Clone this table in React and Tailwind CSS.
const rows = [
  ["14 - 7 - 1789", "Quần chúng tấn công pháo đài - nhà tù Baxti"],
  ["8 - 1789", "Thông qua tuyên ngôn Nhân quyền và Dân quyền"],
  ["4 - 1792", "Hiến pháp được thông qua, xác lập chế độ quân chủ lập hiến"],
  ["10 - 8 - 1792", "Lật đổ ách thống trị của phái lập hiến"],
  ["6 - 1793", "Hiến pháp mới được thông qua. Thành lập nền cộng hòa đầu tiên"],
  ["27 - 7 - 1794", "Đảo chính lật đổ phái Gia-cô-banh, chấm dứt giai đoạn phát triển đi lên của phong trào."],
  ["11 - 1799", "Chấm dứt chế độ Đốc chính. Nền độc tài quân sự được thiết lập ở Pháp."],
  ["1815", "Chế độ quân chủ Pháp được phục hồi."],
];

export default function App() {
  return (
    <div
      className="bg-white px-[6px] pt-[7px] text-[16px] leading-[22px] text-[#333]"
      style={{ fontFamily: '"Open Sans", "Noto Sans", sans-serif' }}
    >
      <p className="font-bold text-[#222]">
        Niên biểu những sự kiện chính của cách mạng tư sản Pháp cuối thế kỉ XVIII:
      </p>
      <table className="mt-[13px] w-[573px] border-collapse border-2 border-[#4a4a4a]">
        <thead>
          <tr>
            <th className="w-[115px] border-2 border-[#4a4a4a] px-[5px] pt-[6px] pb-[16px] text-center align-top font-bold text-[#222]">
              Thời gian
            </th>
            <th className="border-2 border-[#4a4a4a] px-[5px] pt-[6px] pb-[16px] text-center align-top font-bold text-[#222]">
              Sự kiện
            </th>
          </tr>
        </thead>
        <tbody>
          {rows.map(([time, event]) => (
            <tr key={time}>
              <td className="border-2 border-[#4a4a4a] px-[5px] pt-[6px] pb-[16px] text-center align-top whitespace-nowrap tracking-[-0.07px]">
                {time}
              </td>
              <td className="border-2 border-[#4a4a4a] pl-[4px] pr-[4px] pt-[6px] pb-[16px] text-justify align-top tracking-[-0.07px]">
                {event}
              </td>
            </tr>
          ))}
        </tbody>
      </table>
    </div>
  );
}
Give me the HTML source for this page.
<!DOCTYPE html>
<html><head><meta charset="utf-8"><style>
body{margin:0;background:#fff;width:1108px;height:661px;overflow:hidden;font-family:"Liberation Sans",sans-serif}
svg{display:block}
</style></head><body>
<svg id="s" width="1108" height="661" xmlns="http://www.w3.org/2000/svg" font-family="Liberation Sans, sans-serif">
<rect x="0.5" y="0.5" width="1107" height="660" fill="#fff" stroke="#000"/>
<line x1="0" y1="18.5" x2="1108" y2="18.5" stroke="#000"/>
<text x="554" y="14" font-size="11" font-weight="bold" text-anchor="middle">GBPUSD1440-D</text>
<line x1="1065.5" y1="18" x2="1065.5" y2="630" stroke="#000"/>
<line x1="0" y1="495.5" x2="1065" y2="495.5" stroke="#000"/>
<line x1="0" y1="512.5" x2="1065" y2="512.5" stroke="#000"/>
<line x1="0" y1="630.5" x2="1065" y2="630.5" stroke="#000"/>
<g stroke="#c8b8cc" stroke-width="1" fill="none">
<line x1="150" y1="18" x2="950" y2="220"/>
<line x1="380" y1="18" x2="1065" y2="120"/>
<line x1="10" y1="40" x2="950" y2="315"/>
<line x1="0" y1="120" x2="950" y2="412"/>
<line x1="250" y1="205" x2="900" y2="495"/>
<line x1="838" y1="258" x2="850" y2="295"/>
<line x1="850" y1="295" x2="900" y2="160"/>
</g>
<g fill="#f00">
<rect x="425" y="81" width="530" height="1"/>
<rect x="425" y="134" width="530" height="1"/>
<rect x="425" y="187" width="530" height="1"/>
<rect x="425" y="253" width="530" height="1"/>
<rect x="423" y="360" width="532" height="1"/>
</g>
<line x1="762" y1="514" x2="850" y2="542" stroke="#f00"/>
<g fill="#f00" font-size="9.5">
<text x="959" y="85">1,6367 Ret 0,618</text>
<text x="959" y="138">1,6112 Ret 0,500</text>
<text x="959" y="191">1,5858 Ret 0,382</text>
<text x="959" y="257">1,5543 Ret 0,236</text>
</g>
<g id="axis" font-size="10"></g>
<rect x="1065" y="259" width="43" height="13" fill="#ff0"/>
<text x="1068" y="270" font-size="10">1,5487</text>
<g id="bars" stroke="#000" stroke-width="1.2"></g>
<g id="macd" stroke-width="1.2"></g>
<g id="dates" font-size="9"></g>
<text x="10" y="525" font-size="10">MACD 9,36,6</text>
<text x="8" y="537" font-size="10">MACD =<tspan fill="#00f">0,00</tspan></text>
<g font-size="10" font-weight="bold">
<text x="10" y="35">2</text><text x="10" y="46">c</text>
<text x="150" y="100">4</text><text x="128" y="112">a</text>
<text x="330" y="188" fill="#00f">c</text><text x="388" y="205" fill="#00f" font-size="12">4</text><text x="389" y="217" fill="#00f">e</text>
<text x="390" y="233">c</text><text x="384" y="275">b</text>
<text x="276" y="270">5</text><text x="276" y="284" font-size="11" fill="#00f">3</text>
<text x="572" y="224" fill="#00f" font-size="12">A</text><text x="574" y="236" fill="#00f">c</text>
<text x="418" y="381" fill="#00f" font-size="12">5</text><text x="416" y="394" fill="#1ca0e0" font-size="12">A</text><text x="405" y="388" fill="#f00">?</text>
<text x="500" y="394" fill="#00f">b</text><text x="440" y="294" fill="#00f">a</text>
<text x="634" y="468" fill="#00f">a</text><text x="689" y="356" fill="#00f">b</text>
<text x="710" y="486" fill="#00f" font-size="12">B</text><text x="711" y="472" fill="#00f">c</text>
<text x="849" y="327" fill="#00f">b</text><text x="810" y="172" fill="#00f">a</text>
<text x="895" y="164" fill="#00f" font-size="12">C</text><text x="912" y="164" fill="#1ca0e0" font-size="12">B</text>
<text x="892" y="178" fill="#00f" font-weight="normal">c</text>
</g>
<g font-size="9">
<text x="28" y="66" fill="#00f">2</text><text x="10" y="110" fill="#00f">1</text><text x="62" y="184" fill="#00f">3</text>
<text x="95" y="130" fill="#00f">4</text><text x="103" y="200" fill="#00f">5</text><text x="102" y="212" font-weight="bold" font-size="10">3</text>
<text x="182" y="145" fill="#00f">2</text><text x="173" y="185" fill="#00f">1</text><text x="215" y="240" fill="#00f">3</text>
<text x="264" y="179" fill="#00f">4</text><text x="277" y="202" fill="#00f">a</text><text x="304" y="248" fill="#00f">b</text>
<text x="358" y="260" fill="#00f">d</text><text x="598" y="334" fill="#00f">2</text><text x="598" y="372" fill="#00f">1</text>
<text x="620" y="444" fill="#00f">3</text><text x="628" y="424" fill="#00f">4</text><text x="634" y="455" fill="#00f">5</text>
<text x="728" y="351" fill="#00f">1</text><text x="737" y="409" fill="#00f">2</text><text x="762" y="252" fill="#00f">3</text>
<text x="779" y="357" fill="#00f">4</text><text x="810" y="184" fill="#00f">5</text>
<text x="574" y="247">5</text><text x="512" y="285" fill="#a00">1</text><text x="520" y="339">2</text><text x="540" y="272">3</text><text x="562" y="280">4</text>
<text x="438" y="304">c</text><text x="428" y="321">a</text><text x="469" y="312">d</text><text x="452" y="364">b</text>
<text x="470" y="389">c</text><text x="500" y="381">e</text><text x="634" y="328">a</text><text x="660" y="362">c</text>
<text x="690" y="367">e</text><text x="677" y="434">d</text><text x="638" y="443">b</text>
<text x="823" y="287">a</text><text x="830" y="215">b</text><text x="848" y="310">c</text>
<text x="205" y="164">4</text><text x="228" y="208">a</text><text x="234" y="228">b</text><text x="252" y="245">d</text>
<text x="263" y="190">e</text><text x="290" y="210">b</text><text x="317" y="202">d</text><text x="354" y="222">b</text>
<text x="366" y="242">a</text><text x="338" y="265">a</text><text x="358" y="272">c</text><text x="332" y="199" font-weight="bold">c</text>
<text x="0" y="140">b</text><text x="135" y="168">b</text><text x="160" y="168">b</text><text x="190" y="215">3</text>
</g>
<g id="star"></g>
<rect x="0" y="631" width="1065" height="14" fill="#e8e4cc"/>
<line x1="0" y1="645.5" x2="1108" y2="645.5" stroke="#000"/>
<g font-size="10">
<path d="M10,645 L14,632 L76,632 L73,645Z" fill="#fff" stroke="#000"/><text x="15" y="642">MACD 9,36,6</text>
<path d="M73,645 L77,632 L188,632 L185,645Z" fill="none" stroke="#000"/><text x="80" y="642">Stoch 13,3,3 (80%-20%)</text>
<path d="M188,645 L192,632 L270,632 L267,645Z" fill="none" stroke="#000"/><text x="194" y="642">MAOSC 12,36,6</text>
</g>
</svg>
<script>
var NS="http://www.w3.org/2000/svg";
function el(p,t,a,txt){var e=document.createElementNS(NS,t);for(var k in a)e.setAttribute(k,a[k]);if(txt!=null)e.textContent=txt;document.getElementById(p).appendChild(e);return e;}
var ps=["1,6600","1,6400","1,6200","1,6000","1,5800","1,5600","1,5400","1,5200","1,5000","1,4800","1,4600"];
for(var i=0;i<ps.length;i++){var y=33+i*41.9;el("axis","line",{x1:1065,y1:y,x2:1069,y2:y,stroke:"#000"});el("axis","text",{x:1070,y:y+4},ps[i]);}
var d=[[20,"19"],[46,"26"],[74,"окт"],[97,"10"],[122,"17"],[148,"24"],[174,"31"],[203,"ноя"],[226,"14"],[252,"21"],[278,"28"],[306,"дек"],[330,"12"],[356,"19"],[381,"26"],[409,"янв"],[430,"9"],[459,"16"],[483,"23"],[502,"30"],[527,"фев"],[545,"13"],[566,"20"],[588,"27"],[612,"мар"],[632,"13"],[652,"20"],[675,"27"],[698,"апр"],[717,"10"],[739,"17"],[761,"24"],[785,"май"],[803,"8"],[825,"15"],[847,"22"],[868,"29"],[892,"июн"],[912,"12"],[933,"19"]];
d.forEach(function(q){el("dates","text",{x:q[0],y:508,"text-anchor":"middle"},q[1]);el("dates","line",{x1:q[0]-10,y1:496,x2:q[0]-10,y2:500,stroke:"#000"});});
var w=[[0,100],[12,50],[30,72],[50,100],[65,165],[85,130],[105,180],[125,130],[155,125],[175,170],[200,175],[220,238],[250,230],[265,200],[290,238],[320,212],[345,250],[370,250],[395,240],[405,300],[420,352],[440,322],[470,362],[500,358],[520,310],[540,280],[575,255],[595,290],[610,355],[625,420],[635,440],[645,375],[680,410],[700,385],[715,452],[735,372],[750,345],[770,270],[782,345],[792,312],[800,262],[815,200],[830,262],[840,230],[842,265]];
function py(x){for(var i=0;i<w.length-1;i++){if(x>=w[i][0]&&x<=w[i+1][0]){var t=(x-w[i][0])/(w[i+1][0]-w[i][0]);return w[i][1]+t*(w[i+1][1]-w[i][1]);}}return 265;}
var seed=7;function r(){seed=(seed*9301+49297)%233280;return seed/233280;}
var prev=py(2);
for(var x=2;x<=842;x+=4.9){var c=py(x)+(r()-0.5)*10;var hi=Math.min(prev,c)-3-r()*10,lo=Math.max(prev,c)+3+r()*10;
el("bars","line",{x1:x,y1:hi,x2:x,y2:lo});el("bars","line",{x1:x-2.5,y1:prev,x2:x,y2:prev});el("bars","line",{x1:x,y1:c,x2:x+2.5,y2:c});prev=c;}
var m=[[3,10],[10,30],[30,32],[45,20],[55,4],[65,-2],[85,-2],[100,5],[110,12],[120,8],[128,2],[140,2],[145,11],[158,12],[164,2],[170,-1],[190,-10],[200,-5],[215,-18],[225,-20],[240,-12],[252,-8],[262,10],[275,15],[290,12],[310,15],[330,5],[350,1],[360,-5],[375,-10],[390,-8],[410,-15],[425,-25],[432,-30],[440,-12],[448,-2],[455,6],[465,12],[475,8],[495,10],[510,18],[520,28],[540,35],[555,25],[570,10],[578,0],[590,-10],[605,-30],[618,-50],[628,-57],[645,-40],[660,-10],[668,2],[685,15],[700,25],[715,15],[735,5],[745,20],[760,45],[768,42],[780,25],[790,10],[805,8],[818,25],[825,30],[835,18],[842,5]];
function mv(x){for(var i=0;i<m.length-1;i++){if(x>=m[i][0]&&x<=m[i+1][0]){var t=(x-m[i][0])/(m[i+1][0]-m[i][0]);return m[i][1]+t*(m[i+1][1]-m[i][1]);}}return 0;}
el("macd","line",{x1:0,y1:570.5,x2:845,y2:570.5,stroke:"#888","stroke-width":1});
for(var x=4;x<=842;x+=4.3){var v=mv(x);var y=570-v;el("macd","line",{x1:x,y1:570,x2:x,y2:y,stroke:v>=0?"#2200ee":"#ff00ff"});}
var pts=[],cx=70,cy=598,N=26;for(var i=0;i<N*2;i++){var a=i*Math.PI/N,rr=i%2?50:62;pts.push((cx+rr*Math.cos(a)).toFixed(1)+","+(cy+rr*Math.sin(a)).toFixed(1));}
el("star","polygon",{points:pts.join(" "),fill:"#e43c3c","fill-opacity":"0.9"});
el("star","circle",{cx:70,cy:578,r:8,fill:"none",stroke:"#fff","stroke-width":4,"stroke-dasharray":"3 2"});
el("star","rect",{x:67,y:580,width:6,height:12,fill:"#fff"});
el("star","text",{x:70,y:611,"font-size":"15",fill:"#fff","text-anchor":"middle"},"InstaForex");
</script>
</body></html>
=====
WHAT IS NEEDED:
Looking at the entries above, state how many lines contain "table"; give the number alone.

ANSWER:
3